According to public records, Patrick Lutts Jr. was flown to Orlando on Thursday by U.S. Marshals, then taken into custody at the airport by the Orange County Sheriff's Office.
CBC News previously reported that Lutts, 52, lived openly in Toronto after skipping a plea hearing in an Orlando court in 2003.
With a warrant out for his arrest, Lutts hosted monthly trivia nights at a Toronto bar and provided relationship advice to clients as a self-styled psychic.
His arrest in February 2025 by Toronto police's fugitive squad came after a Crime Stoppers-type service in Florida received an anonymous tip about his whereabouts in November 2023.
The tip appears to have come from a U.S.-based internet sleuth who claims to have used facial recognition technology and social media clues to track Lutts to Toronto.

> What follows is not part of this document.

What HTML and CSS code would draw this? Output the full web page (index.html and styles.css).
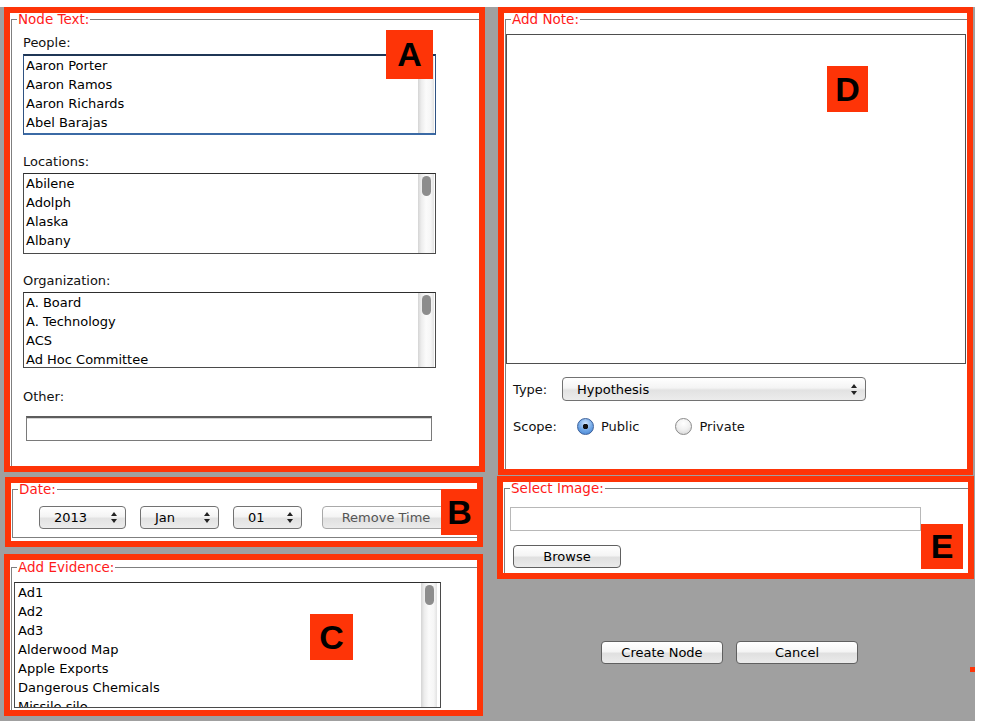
FILE: index.html
```html
<!DOCTYPE html>
<html>
<head>
<meta charset="utf-8">
<title>Create Node</title>
<link rel="stylesheet" href="styles.css">
</head>
<body>
<div class="screen">
  <div class="col-left">
    <section class="mark mark-a">
      <fieldset class="group">
        <legend>Node Text:</legend>
        <div class="lbl lbl-first">People:</div>
        <div class="list list-focus list-tall">
          <ul class="items">
            <li>Aaron Porter</li>
            <li>Aaron Ramos</li>
            <li>Aaron Richards</li>
            <li>Abel Barajas</li>
          </ul>
          <div class="sbar"><div class="thumb"></div></div>
        </div>
        <div class="lbl">Locations:</div>
        <div class="list list-tall">
          <ul class="items">
            <li>Abilene</li>
            <li>Adolph</li>
            <li>Alaska</li>
            <li>Albany</li>
          </ul>
          <div class="sbar"><div class="thumb"></div></div>
        </div>
        <div class="lbl">Organization:</div>
        <div class="list list-short">
          <ul class="items">
            <li>A. Board</li>
            <li>A. Technology</li>
            <li>ACS</li>
            <li>Ad Hoc Committee</li>
          </ul>
          <div class="sbar"><div class="thumb"></div></div>
        </div>
        <div class="lbl lbl-other">Other:</div>
        <div class="textfield textfield-other"></div>
      </fieldset>
    </section>

    <section class="mark mark-b">
      <fieldset class="group group-date">
        <legend>Date:</legend>
        <div class="date-row">
          <div class="combo combo-year"><span>2013</span><svg class="updown" viewBox="0 0 6 11" width="6" height="11"><path d="M3 0 L6 4 H0 Z M0 7 H6 L3 11 Z"/></svg></div>
          <div class="combo combo-month"><span>Jan</span><svg class="updown" viewBox="0 0 6 11" width="6" height="11"><path d="M3 0 L6 4 H0 Z M0 7 H6 L3 11 Z"/></svg></div>
          <div class="combo combo-day"><span>01</span><svg class="updown" viewBox="0 0 6 11" width="6" height="11"><path d="M3 0 L6 4 H0 Z M0 7 H6 L3 11 Z"/></svg></div>
          <div class="btn btn-disabled btn-remove">Remove Time</div>
        </div>
      </fieldset>
    </section>

    <section class="mark mark-c">
      <fieldset class="group group-evidence">
        <legend>Add Evidence:</legend>
        <div class="list list-evidence">
          <ul class="items">
            <li>Ad1</li>
            <li>Ad2</li>
            <li>Ad3</li>
            <li>Alderwood Map</li>
            <li>Apple Exports</li>
            <li>Dangerous Chemicals</li>
            <li>Missile silo</li>
          </ul>
          <div class="sbar"><div class="thumb"></div></div>
        </div>
      </fieldset>
    </section>
  </div>

  <div class="col-right">
    <section class="mark mark-d">
      <fieldset class="group">
        <legend>Add Note:</legend>
        <div class="textarea"></div>
        <div class="form-row row-type">
          <span class="row-lbl lbl-type">Type:</span>
          <div class="combo combo-type"><span>Hypothesis</span><svg class="updown" viewBox="0 0 6 11" width="6" height="11"><path d="M3 0 L6 4 H0 Z M0 7 H6 L3 11 Z"/></svg></div>
        </div>
        <div class="form-row row-scope">
          <span class="row-lbl lbl-scope">Scope:</span>
          <span class="radio radio-on"></span><span class="radio-text">Public</span>
          <span class="radio radio-off"></span><span class="radio-text">Private</span>
        </div>
      </fieldset>
    </section>

    <section class="mark mark-e">
      <fieldset class="group">
        <legend>Select Image:</legend>
        <div class="textfield textfield-image"></div>
        <div class="btn btn-browse">Browse</div>
      </fieldset>
    </section>

    <div class="actions">
      <div class="btn btn-action">Create Node</div>
      <div class="btn btn-action">Cancel</div>
    </div>
  </div>

  <div class="badge badge-a">A</div>
  <div class="badge badge-b">B</div>
  <div class="badge badge-c">C</div>
  <div class="badge badge-d">D</div>
  <div class="badge badge-e">E</div>
  <div class="speck"></div>
</div>
</body>
</html>
```

FILE: styles.css
```css
html, body {
  margin: 0;
  padding: 0;
  background: #ffffff;
}

body {
  font-family: "DejaVu Sans", "Noto Sans", sans-serif;
  font-size: 13px;
  color: #111;
}

.screen {
  position: relative;
  margin-top: 7px;
  width: 975px;
  height: 714px;
  background: #a0a0a0;
  display: flex;
  align-items: flex-start;
}

.col-left {
  margin-left: 4px;
  width: 481px;
  display: flex;
  flex-direction: column;
}

.col-right {
  margin-left: 12px;
  width: 477px;
  display: flex;
  flex-direction: column;
}

/* red annotation frames */
.mark {
  box-sizing: border-box;
  border: 6px solid #fe3407;
  background: #ffffff;
  overflow: hidden;
}

.mark-a { width: 481px; height: 465px; }
.mark-b { width: 478px; height: 70px; margin-top: 5px; margin-left: 1px; }
.mark-c { width: 479px; height: 162px; margin-top: 7px; }
.mark-d { width: 475px; height: 468px; margin-left: 1px; }
.mark-e { width: 477px; height: 103px; margin-top: 1px; }

/* titled border */
.group {
  margin: 0 -6px 0 1px;
  padding: 0;
  border: 1px solid #7f7f7f;
  min-width: 0;
  height: 600px;
}

.group legend {
  margin-left: 5px;
  padding: 0 1px;
  line-height: 12px;
  font-size: 13.5px;
  color: #ff1a1a;
}

.group-date {
  height: 53px;
}

.group-evidence {
  margin-top: 1px;
}

/* node text column */
.lbl {
  line-height: 16px;
  margin: 19px 0 3px 11px;
  color: #111;
}

.lbl-first { margin-top: 10px; }
.lbl-other { margin-top: 21px; margin-bottom: 11px; }

.list {
  box-sizing: border-box;
  display: flex;
  margin-left: 11px;
  width: 413px;
  border: 1px solid #4a4a4a;
  border-top-color: #2e2e2e;
  background: #fff;
  overflow: hidden;
}

.list-tall { height: 81px; }
.list-short { height: 76px; }

.list-focus {
  border-top: 2px solid #1f3656;
  border-left-color: #2f5282;
  border-right-color: #2f5282;
  border-bottom: 2px solid #3b6aa5;
}

.items {
  flex: 1;
  list-style: none;
  margin: 0;
  padding: 0 0 0 2px;
}

.items li {
  line-height: 19px;
  height: 19px;
  white-space: nowrap;
  color: #000;
}

.sbar {
  width: 16px;
  margin-right: 1px;
  flex: none;
  background: linear-gradient(to right, #d4d4d4 0%, #ececec 20%, #fbfbfb 50%, #f6f6f6 80%, #e2e2e2 100%);
  display: flex;
  justify-content: center;
}

.thumb {
  width: 9px;
  height: 20px;
  margin-top: 2px;
  border-radius: 5px;
  background: #8d8d8d;
}

.textfield {
  box-sizing: border-box;
  background: #fff;
}

.textfield-other {
  margin-left: 14px;
  width: 406px;
  height: 25px;
  border: 1px solid #7a7a7a;
  border-top: 2px solid #5d5d5d;
  box-shadow: inset 0 1px 0 #d6d6d6;
}

/* date row */
.date-row {
  display: flex;
  align-items: center;
  margin: 11px 0 0 26px;
}

.combo {
  box-sizing: border-box;
  height: 23px;
  display: flex;
  align-items: center;
  justify-content: space-between;
  padding: 0 8px 0 14px;
  border: 1px solid #727272;
  border-radius: 4px;
  background: linear-gradient(#ffffff 0%, #f4f4f4 45%, #e2e2e2 55%, #ececec 100%);
  color: #000;
  white-space: nowrap;
}

.updown {
  fill: #222;
  flex: none;
}

.combo-year { width: 87px; }
.combo-month { width: 79px; margin-left: 14px; }
.combo-day { width: 69px; margin-left: 14px; }

.btn {
  box-sizing: border-box;
  height: 23px;
  line-height: 21px;
  text-align: center;
  border: 1px solid #606060;
  border-radius: 4px;
  background: linear-gradient(#ffffff 0%, #f5f5f5 45%, #e0e0e0 55%, #ebebeb 100%);
  color: #000;
  white-space: nowrap;
}

.btn-disabled {
  border-color: #a9a9a9;
  color: #555;
}

.btn-remove {
  width: 128px;
  margin-left: 20px;
}

/* evidence */
.list-evidence {
  margin: 9px 0 0 2px;
  width: 427px;
  height: 126px;
}

.list-evidence .items {
  padding-left: 3px;
}

.list-evidence .sbar {
  margin-right: 3px;
}

/* note */
.textarea {
  box-sizing: border-box;
  margin-top: 9px;
  width: 460px;
  height: 330px;
  border: 1px solid #4e4e4e;
  background: #fff;
}

.form-row {
  display: flex;
  align-items: center;
  padding-left: 7px;
}

.row-type {
  margin-top: 13px;
}

.row-scope {
  margin-top: 16px;
  height: 18px;
}

.row-lbl {
  color: #111;
}

.lbl-type { width: 49px; }
.lbl-scope { width: 64px; }

.combo-type {
  width: 304px;
  height: 24px;
}

.radio {
  box-sizing: border-box;
  width: 17px;
  height: 17px;
  border-radius: 50%;
  flex: none;
}

.radio-on {
  border: 1px solid #3a5f9a;
  background: radial-gradient(circle, #111 0 2.5px, transparent 3px),
              radial-gradient(circle at 50% 30%, #cfe4fb 0%, #6fa6e6 55%, #3f7fd0 100%);
}

.radio-off {
  border: 1px solid #8a8a8a;
  background: radial-gradient(circle at 50% 30%, #ffffff 0%, #f0f0f0 50%, #cfcfcf 100%);
  margin-left: 36px;
}

.radio-text {
  margin-left: 7px;
  color: #111;
}

/* select image */
.textfield-image {
  margin: 13px 0 0 5px;
  width: 411px;
  height: 24px;
  border: 1px solid #b8b8b8;
}

.btn-browse {
  margin: 14px 0 0 8px;
  width: 108px;
}

/* action buttons */
.actions {
  display: flex;
  margin: 62px 0 0 104px;
}

.btn-action {
  width: 122px;
  margin-right: 13px;
}

/* letter badges */
.badge {
  position: absolute;
  background: #fe3407;
  color: #000;
  font-family: "Liberation Sans", Arial, sans-serif;
  font-weight: bold;
  font-size: 34px;
  display: flex;
  align-items: center;
  justify-content: center;
}

.badge-a { left: 386px; top: 23px; width: 47px; height: 49px; }
.badge-b { left: 441px; top: 482px; width: 37px; height: 46px; }
.badge-c { left: 310px; top: 607px; width: 43px; height: 46px; }
.badge-d { left: 827px; top: 59px; width: 41px; height: 46px; }
.badge-e { left: 921px; top: 517px; width: 42px; height: 45px; }

.speck {
  position: absolute;
  left: 970px;
  top: 660px;
  width: 5px;
  height: 5px;
  background: #fe3407;
}
```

Lutts was charged with two counts of DUI manslaughter after his truck smashed into a vehicle carrying 19-year-old Nancy Lopez and her 18-year-old boyfriend, Darvin Javier DeJesus-Taboada, on Christmas morning in Orlando in 1998. The couple was killed on impact.

Nancy Lopez, left, and boyfriend Darvin Javier DeJesus-Taboada were killed in an early-morning Christmas Day crash in Orlando in 1998. (Submitted by Ralph Cordero)
"You just left," Lopez’s cousin Jorge Leon said of Lutts's years on the run. "You were a coward."
Investigators said the Texas-born Lutts had spent Christmas Eve drinking and had a blood-alcohol level more than three times the legal limit and a "strong odour of alcohol coming from his breath.”
Lopez’s stepbrother Ralph Anthony Cordero told CBC News last year that her family never lost hope that Lutts would be found, even after more than two decades on the lam.
"It was very pleasing to see that he's no longer running free," Cordero said. "The motivator" for Lopez's loved ones, Cordero said, "was to ensure that this guy does not die before we get our hands on him."
Court documents show Lutts was booked in Orange Country jail on Thursday and a hearing is set for March 5.
Lutts faces two charges of felony second-degree manslaughter, and could be sentenced to 30 years in prison if convicted.
After his arrest in Toronto, Lutts acknowledged in a sworn affidavit "leaving for Canada and not facing the Florida charge was a mistake."
"I thought that authorities would be able to find me as I stayed in the same place in Toronto for over 20 years," Lutts wrote. "That day just never came until now, but I am tired of running."